At that time, there was no way to get the "real" path.

This situation was fragile because many filesystem developers were not
aware of having to deal with file with "fake" path.
Admittedly, it wasn't very well documented either.

Backing files:
--------------
The first big step to reduce the impact of files with fake path was in
v4.19 that introduced d1d04ef8572b ("ovl: stack file ops").  Since
v4.19, f_inode of the overlayfs files that are installed in file table
are overlayfs inodes, so those files are no longer odd.

As a result of this change, a lot of syscalls code, which take fd as an
argument, is no longer exposed to files with "fake" path and the helper
file_locks() was no longer needed.

However, since v4.19, overlayfs uses internal backing files with "fake"
path, so generic vfs code that overlayfs calls with the backing files and
filesystem code still needs to be aware of files with "fake" path.

The one place where the internal backing files are "exposed" to users
is when users mmap overlayfs files, the backing file (and not the
overlayfs file) is stored in vm_file. The reason that overlayfs backing
files use a "fake" path is so that /proc/<pid>/maps will disaply the
overlayfs file path to users.

Recently:
---------
In v6.5, we took another small step by introducing of the backing_file
container and the file_real_path() helper.  This change allowed vfs and
filesystem code to get the "real" path of an overlayfs backing file.
With this change, we were able to make fsnotify work correctly and
report events on the "real" filesystem objects that were accessed via
overlayfs.

This method works fine, but it still leaves the vfs vulnerable to new
code that is not aware of files with fake path.  A recent example is
commit db1d1e8b9867 ("IMA: use vfs_getattr_nosec to get the i_version").
This commit uses direct referencing to f_path in IMA code that otherwise
uses file_inode() and file_dentry() to reference the filesystem objects
that it is measuring.

Coming up:
----------
This patch set actually implements my initial proposal [1] that was
proposed for v6.5 - instead of having filesystem code opt-in to get the
"real" path, have generic code opt-in for the "fake" path in the few
places that it is needed.

It is possible that I missed a few places that need opt-in for "fake"
path, but in most likelihood, a missed opt-in to "fake" path would just
result in printing the "real" path to user and if %pD is used for
printing, that will probably make no difference anyway.

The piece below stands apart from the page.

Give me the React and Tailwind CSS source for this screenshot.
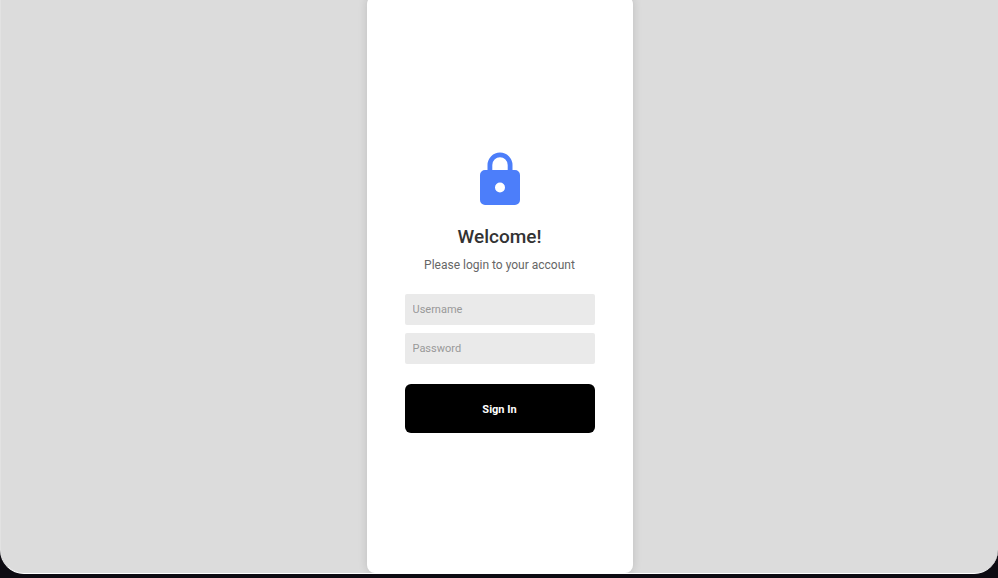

Is it far more likely that new filesystems code that does not use the
file_dentry() and file_real_path() helpers will end up causing crashes
or averting LSM/audit rules if we keep the "fake" path exposed by default.

Future:
-------
This change already makes file_dentry() moot, but for now we did not
change this helper just added a WARN_ON() in ovl_d_real() to catch if we
have made any wrong assumptions.

After the dust settles on this change, we can make file_dentry() a plain
accessor and we can drop the inode argument to ->d_real().

Testing:
--------
As usual, I ran fstests with overlayfs over xfs and all the LTS tests
that test fsnotify + overlayfs.

I have limited testing ability for audit/IMA/LSM modules, so we will
have to rely on other people and bots testing of linux-next.
Syzbot has been known to be very obsessive about reporting bugs of
overlayfs + IMA.

Merging:
--------
The branch that I tested [2] is based on both the stable vfs.mount.write
branch and vfs.misc of the moment.

If you agree to stage these patches in vfs tree, they would need
to be based on both vfs.mount.write and the file_free_rcu patches.
So perhaps split the file_free_rcu patches out of vfs.misc and into a
vfs.file topic branch that is based on the stable vfs.mount.write branch
and add my patches on top?

I don't need vfs.file to be stable, I understand that the file_free_rcu()
patches may still change, but since I would like to test overlayfs-next
together with the "fake" path patches, it would be nice if the vfs.file
branch would be more stable than vfs.misc usually is.

Thanks,
Amir.

Changes since v1:
- backing_file (fake_file rebranded) container already merged
- fsnotify support for backing files already merged
- Take mnt_writers refcount on the "real" path
- Rename file_fake_path() => file_user_path()
- No need to use file_user_path() for exe_file path access
- No need to use file_user_path() in audit/LSM code
- Added file_user_path() in some tracing/debugging code

[1] https://lore.kernel.org/r/20230609073239.957184-1-amir73il@xxxxxxxxx/
[2] https://github.com/amir73il/linux/commits/ovl_fake_path

Amir Goldstein (3):
  fs: get mnt_writers count for an open backing file's real path
  fs: create helper file_user_path() for user displayed mapped file path
  fs: store real path instead of fake path in backing file f_path

 arch/arc/kernel/troubleshoot.c |  3 +-
 fs/file_table.c                | 12 ++++----
 fs/internal.h                  | 15 ++++++++--
 fs/open.c                      | 55 +++++++++++++++++++++++-----------
 fs/overlayfs/super.c           | 11 ++++++-
 fs/proc/base.c                 |  2 +-
 fs/proc/nommu.c                |  2 +-
 fs/proc/task_mmu.c             |  4 +--
 fs/proc/task_nommu.c           |  2 +-
 include/linux/fs.h             | 27 ++++++++++-------
 include/linux/fsnotify.h       |  3 +-
 kernel/trace/trace_output.c    |  2 +-
 12 files changed, 92 insertions(+), 46 deletions(-)

-- 
2.34.1